We were in a similar scenario. Unless you have a third machine (or second cluster), there is no way to test Cloverleaf on the new OS unless you go without failover capability (or if your cluster is for production, and you have a separate, third server for Test). I don’t know what OS you are on; with AIX, the high availability function is very sensitive to changes and most likely will not work with two different versions of the OS.
You would disable the automated failover functionality, and prepare for a fully manual failover if the need arises – have all the commands ready, etc. ( I’m not an expert, so the previous ‘etc.’ covers a lot of ground; ensuring that you still have the proper virtual IP address is critical). Luckily your hardware, network adapters, storage are not changing – that is a big help.
If you just have the cluster of two machines, you would run from the primary server while the secondary is upgraded. Then manually shutdown Cloverleaf and ‘move it’ to the secondary server, and upgrade the primary server. Move Cloverleaf back to the primary server as time permits. When we fail over, the overall downtime to the hospital is about five minutes. With a manual failover, your downtime could be triple that. You want to get this part right. Maybe you should just ‘practice’ manually failing over, verifying Cloverleaf and failing back, just to be sure everything is good. Then you have less troubleshooting to do if you encounter problems during the OS change.

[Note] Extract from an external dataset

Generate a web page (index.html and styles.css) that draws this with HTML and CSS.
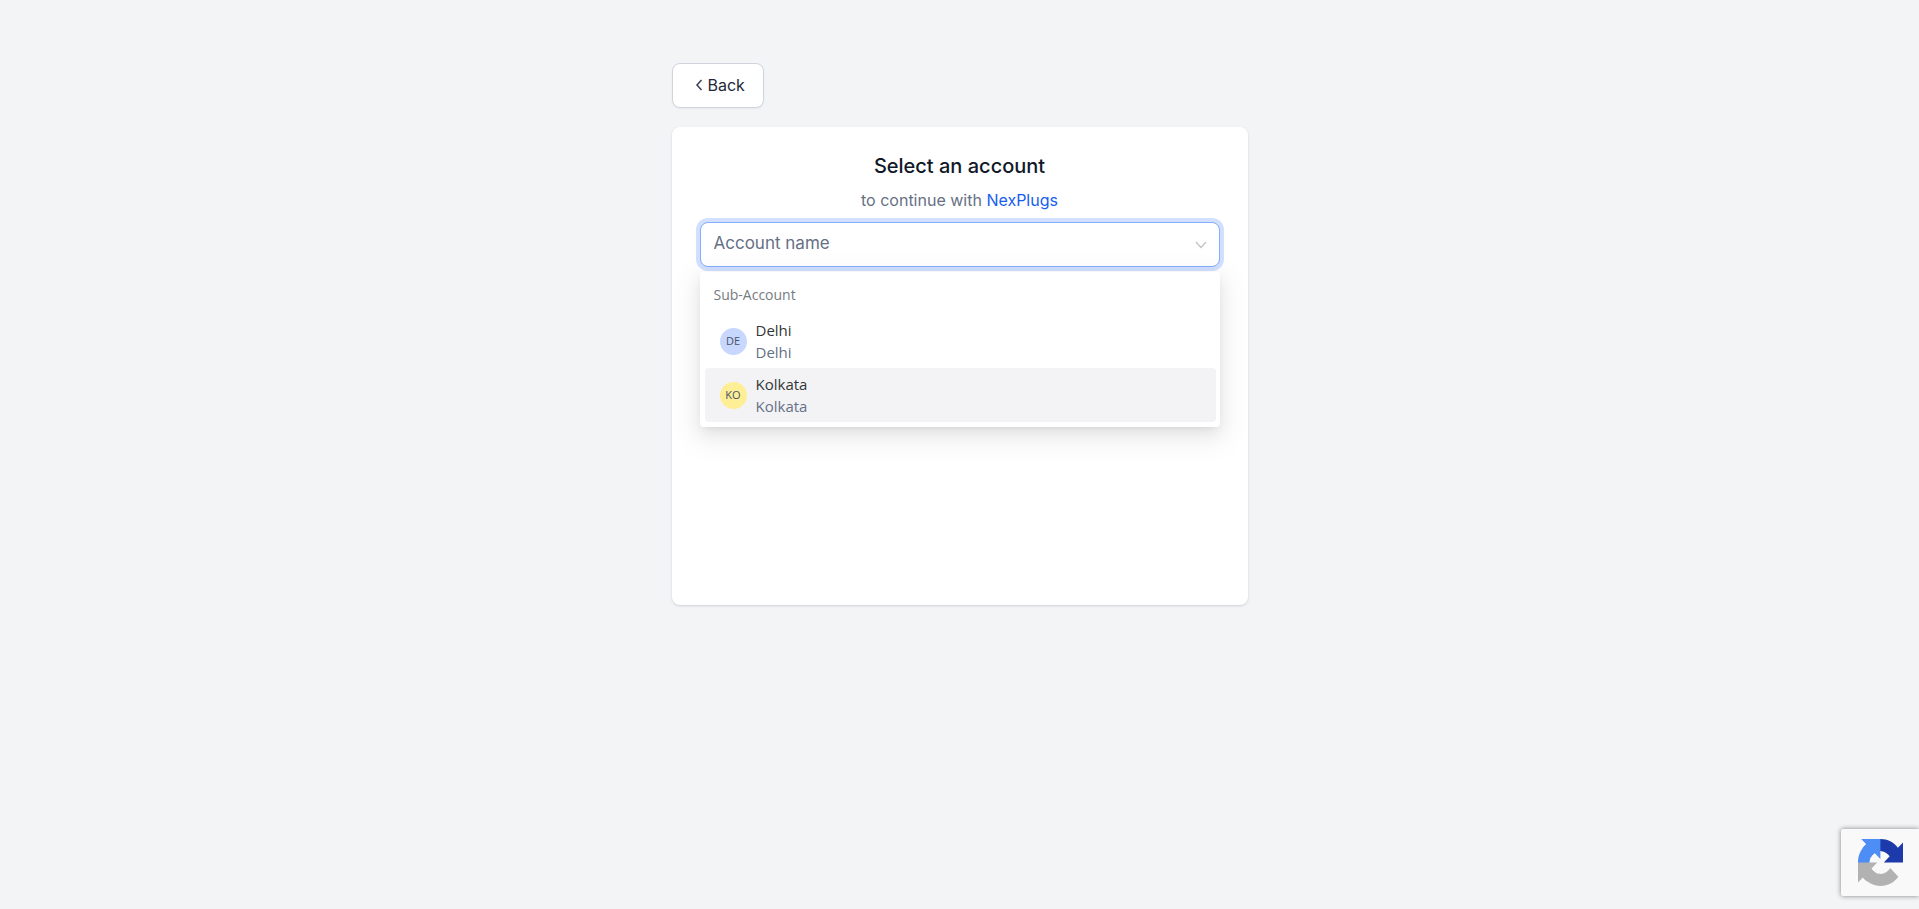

Now you can reconfigure your high availability setup. If my memory serves me right, you can do this while Cloverleaf is running. Please confirm this.
I would seriously consider upgrading your high availability software, if it is separate software like it is on AIX, during this process. Depending on the OS level, you may be required to do this anyway.
Part of the project will be to verify the high availability failover by failing over and back. Prepare for downtime.
Peter Heggie
PeterHeggie@crouse.org